DESCRIPTION OF THE TASK: All lines from the beginning of the listing through the line with "SERVICE DESK <b>1-855-226-1066</b></div>" are to be copied word for word; the pictures are not.

— start —

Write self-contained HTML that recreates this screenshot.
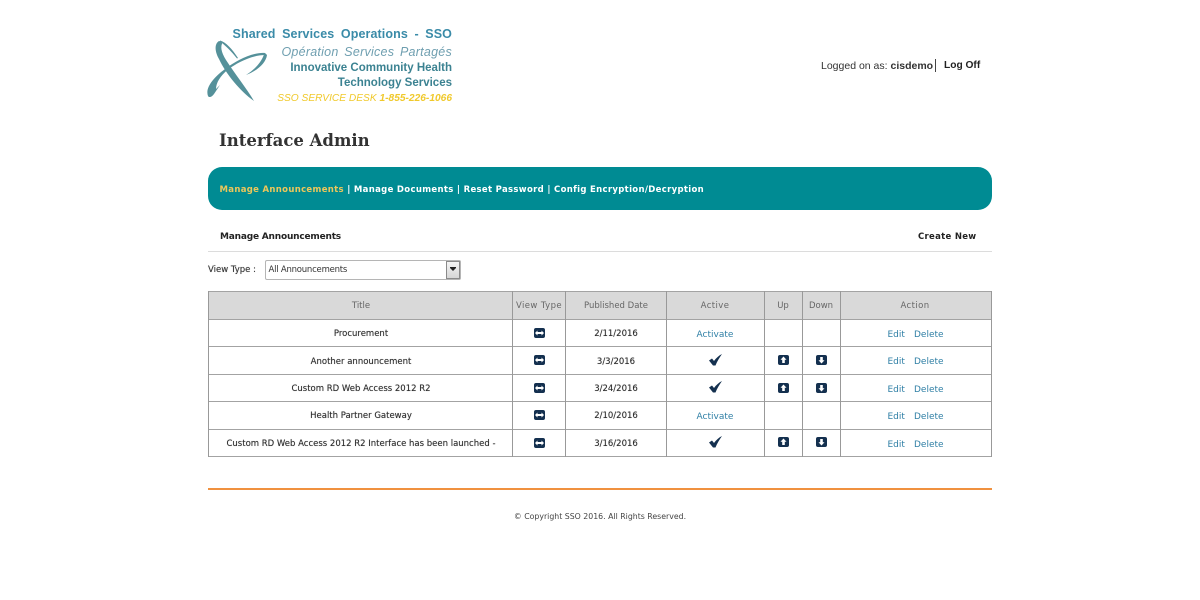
<!DOCTYPE html>
<html><head><meta charset="utf-8"><style>
html,body{margin:0;padding:0;background:#fff;width:1200px;height:600px;overflow:hidden}
body{position:relative;font-family:"DejaVu Sans",sans-serif;color:#333}
.a{position:absolute;white-space:nowrap;line-height:14px}
.c{text-align:center;transform:translateX(-50%)}
.l{font-family:"Liberation Sans",sans-serif;font-size:12px;right:748px}
.t{font-size:8.5px;color:#2b2b2b;text-shadow:0 0 .6px rgba(0,0,0,.45)}
.h{font-size:8.5px;color:#666}
.b{color:#2f7fa5;font-size:9px}
.v{position:absolute;top:291px;width:1px;height:166px;background:#999}
.z{position:absolute;left:208px;width:784px;height:1px;background:#a3a3a3}
svg{position:absolute}
</style></head><body>
<svg style="left:205px;top:38px" width="64" height="66" viewBox="0 0 64 66" fill="#55919a">
<path d="M14 3C9 6 10 14 14 21C21 36 35 53 49 63C42 51 30 36 21 22C16 14 15 8 18 4Z"/>
<path d="M15 2.5C21 4 27 11 33 20L32 20.5C26 13 20 7 15 3.5Z"/>
<path d="M3 58C0 50 8 40 20 31C32 22 48 14 60 15L62 17C48 16.500 33 24 23 31.500C15 38 11 45 11 51L15 47L9 56C7 59 4 60 3 58Z"/>
<path d="M62 17C61 25 52 33 41 37C49 32 56 25 59 16.500Z"/>
</svg>
<div class="a l" style="top:27px;font-size:12.5px;font-weight:bold;color:#3a8ba8;word-spacing:3px;letter-spacing:.1px">Shared Services Operations - SSO</div>
<div class="a l" style="top:45px;font-size:12.5px;font-style:italic;color:#6f9fb0;word-spacing:2px;letter-spacing:.25px">Opération Services Partagés</div>
<div class="a l" style="top:61px;font-size:11.5px;font-weight:bold;color:#3b8291">Innovative Community Health</div>
<div class="a l" style="top:76px;font-size:11.5px;font-weight:bold;color:#3b8291">Technology Services</div>
<div class="a l" style="top:92px;font-size:10.2px;font-style:italic;color:#f0c92c">SSO SERVICE DESK <b>1-855-226-1066</b></div>

<div class="a" style="left:821px;top:59px;font:10.5px/14px 'Liberation Sans',sans-serif;color:#333">Logged on as: <b>cisdemo</b></div>
<div class="a" style="left:935px;top:59px;width:1px;height:13px;background:#444"></div>
<div class="a" style="left:944px;top:59px;font:bold 10.2px/14px 'Liberation Sans',sans-serif;color:#222">Log Off</div>

<div class="a" style="left:219px;top:131px;font:bold 16.5px/20px 'DejaVu Serif','Liberation Serif',serif;color:#333">Interface Admin</div>

<div class="a" style="left:208px;top:167px;width:784px;height:43px;background:#008b93;border-radius:14px"></div>
<div class="a" style="left:219.5px;top:182.5px;font-size:8.5px;font-weight:bold;color:#fff;letter-spacing:.32px"><span style="color:#edc75a">Manage Announcements</span> | Manage Documents | Reset Password | Config Encryption/Decryption</div>

<div class="a" style="left:220px;top:230px;font-size:9px;font-weight:bold;color:#222;letter-spacing:-.2px">Manage Announcements</div>
<div class="a" style="left:918px;top:230px;font-size:8.5px;font-weight:bold;color:#222;letter-spacing:.3px">Create New</div>
<div class="a" style="left:208px;top:251px;width:784px;height:1px;background:#dcdcdc"></div>

<div class="a" style="left:208px;top:263px;font-size:8.5px;color:#333;text-shadow:0 0 .6px rgba(0,0,0,.5)">View Type :</div>
<div class="a" style="left:265px;top:260px;width:196px;height:20px;border:1px solid #b5b5b5;box-sizing:border-box;border-radius:2px;background:#fff"></div>
<div class="a" style="left:268.5px;top:263px;font-size:8.5px;color:#333;letter-spacing:-.22px">All Announcements</div>
<div class="a" style="left:446px;top:261px;width:14px;height:18px;box-sizing:border-box;border:1px solid #8a8a8a;background:linear-gradient(#f4f4f4,#d6d6d6)"></div>
<svg style="left:450px;top:267px" width="6" height="4"><path d="M0 0H6V1L3 4L0 1Z" fill="#222"/></svg>

<div class="a" style="left:208px;top:291px;width:784px;height:28px;background:#d9d9d9"></div>
<div class="z" style="top:291px"></div><div class="z" style="top:319px"></div><div class="z" style="top:346px"></div><div class="z" style="top:374px"></div><div class="z" style="top:401px"></div><div class="z" style="top:429px"></div><div class="z" style="top:456px"></div>
<div class="v" style="left:208px"></div><div class="v" style="left:512px"></div><div class="v" style="left:565px"></div><div class="v" style="left:666px"></div><div class="v" style="left:764px"></div><div class="v" style="left:802px"></div><div class="v" style="left:840px"></div><div class="v" style="left:991px"></div>

<div class="a c h" style="left:361px;top:299px">Title</div>
<div class="a c h" style="left:539px;top:299px;letter-spacing:.4px">View Type</div>
<div class="a c h" style="left:616px;top:299px">Published Date</div>
<div class="a c h" style="left:715px;top:299px;letter-spacing:.4px">Active</div>
<div class="a c h" style="left:783px;top:299px">Up</div>
<div class="a c h" style="left:821px;top:299px">Down</div>
<div class="a c h" style="left:915px;top:299px;letter-spacing:.4px">Action</div>

<div class="a c t" style="left:361px;top:327px">Procurement</div>
<div class="a c t" style="left:361px;top:355px">Another announcement</div>
<div class="a c t" style="left:361px;top:382px">Custom RD Web Access 2012 R2</div>
<div class="a c t" style="left:361px;top:409px">Health Partner Gateway</div>
<div class="a c t" style="left:361px;top:437px">Custom RD Web Access 2012 R2 Interface has been launched -</div>

<div class="a c t" style="left:616px;top:327px">2/11/2016</div>
<div class="a c t" style="left:616px;top:355px">3/3/2016</div>
<div class="a c t" style="left:616px;top:382px">3/24/2016</div>
<div class="a c t" style="left:616px;top:409px">2/10/2016</div>
<div class="a c t" style="left:616px;top:437px">3/16/2016</div>

<svg width="0" height="0"><defs>
<g id="w"><rect x="0" y="0" width="11" height="10" rx="2" fill="#14304f"/><path d="M1 5L3.500 2.500V4H7.500V2.500L10 5L7.500 7.500V6H3.500V7.500Z" fill="#fff"/></g>
<g id="u"><rect x="0" y="0" width="11" height="10" rx="2" fill="#14304f"/><path d="M5.500 1.500L8.500 4.800H6.800V8H4.200V4.800H2.500Z" fill="#fff"/></g>
<g id="d"><rect x="0" y="0" width="11" height="10" rx="2" fill="#14304f"/><path d="M5.500 8.500L8.500 5.200H6.800V2H4.200V5.200H2.500Z" fill="#fff"/></g>
<path id="k" d="M0 6.500L3 4.500L5 7C7 4 10 1.500 13 0C10.500 3.500 8 7.500 6.500 11.500H4Z" fill="#14304f"/>
</defs></svg>

<svg style="left:534px;top:328px" width="11" height="10"><use href="#w"/></svg>
<svg style="left:534px;top:355px" width="11" height="10"><use href="#w"/></svg>
<svg style="left:534px;top:383px" width="11" height="10"><use href="#w"/></svg>
<svg style="left:534px;top:410px" width="11" height="10"><use href="#w"/></svg>
<svg style="left:534px;top:438px" width="11" height="10"><use href="#w"/></svg>

<div class="a c b" style="left:715px;top:328px">Activate</div>
<div class="a c b" style="left:715px;top:410px">Activate</div>
<svg style="left:709px;top:354px" width="13" height="12"><use href="#k"/></svg>
<svg style="left:709px;top:381px" width="13" height="12"><use href="#k"/></svg>
<svg style="left:709px;top:436px" width="13" height="12"><use href="#k"/></svg>

<svg style="left:778px;top:355px" width="11" height="10"><use href="#u"/></svg>
<svg style="left:778px;top:383px" width="11" height="10"><use href="#u"/></svg>
<svg style="left:778px;top:437px" width="11" height="10"><use href="#u"/></svg>
<svg style="left:816px;top:355px" width="11" height="10"><use href="#d"/></svg>
<svg style="left:816px;top:383px" width="11" height="10"><use href="#d"/></svg>
<svg style="left:816px;top:437px" width="11" height="10"><use href="#d"/></svg>

<div class="a b" style="left:887.5px;top:328px">Edit</div><div class="a b" style="left:914px;top:328px">Delete</div>
<div class="a b" style="left:887.5px;top:355px">Edit</div><div class="a b" style="left:914px;top:355px">Delete</div>
<div class="a b" style="left:887.5px;top:383px">Edit</div><div class="a b" style="left:914px;top:383px">Delete</div>
<div class="a b" style="left:887.5px;top:410px">Edit</div><div class="a b" style="left:914px;top:410px">Delete</div>
<div class="a b" style="left:887.5px;top:438px">Edit</div><div class="a b" style="left:914px;top:438px">Delete</div>

<div class="a" style="left:208px;top:488px;width:784px;height:2px;background:#f0913f"></div>
<div class="a c" style="left:600px;top:510px;font-size:7.8px;color:#444">© Copyright SSO 2016. All Rights Reserved.</div>
</body></html>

— end —

ANSWER TO THE TASK:
Write self-contained HTML that recreates this screenshot.
<!DOCTYPE html>
<html><head><meta charset="utf-8"><style>
html,body{margin:0;padding:0;background:#fff;width:1200px;height:600px;overflow:hidden}
body{position:relative;font-family:"DejaVu Sans",sans-serif;color:#333}
.a{position:absolute;white-space:nowrap;line-height:14px}
.c{text-align:center;transform:translateX(-50%)}
.l{font-family:"Liberation Sans",sans-serif;font-size:12px;right:748px}
.t{font-size:8.5px;color:#2b2b2b;text-shadow:0 0 .6px rgba(0,0,0,.45)}
.h{font-size:8.5px;color:#666}
.b{color:#2f7fa5;font-size:9px}
.v{position:absolute;top:291px;width:1px;height:166px;background:#999}
.z{position:absolute;left:208px;width:784px;height:1px;background:#a3a3a3}
svg{position:absolute}
</style></head><body>
<svg style="left:205px;top:38px" width="64" height="66" viewBox="0 0 64 66" fill="#55919a">
<path d="M14 3C9 6 10 14 14 21C21 36 35 53 49 63C42 51 30 36 21 22C16 14 15 8 18 4Z"/>
<path d="M15 2.5C21 4 27 11 33 20L32 20.5C26 13 20 7 15 3.5Z"/>
<path d="M3 58C0 50 8 40 20 31C32 22 48 14 60 15L62 17C48 16.500 33 24 23 31.500C15 38 11 45 11 51L15 47L9 56C7 59 4 60 3 58Z"/>
<path d="M62 17C61 25 52 33 41 37C49 32 56 25 59 16.500Z"/>
</svg>
<div class="a l" style="top:27px;font-size:12.5px;font-weight:bold;color:#3a8ba8;word-spacing:3px;letter-spacing:.1px">Shared Services Operations - SSO</div>
<div class="a l" style="top:45px;font-size:12.5px;font-style:italic;color:#6f9fb0;word-spacing:2px;letter-spacing:.25px">Opération Services Partagés</div>
<div class="a l" style="top:61px;font-size:11.5px;font-weight:bold;color:#3b8291">Innovative Community Health</div>
<div class="a l" style="top:76px;font-size:11.5px;font-weight:bold;color:#3b8291">Technology Services</div>
<div class="a l" style="top:92px;font-size:10.2px;font-style:italic;color:#f0c92c">SSO SERVICE DESK <b>1-855-226-1066</b></div>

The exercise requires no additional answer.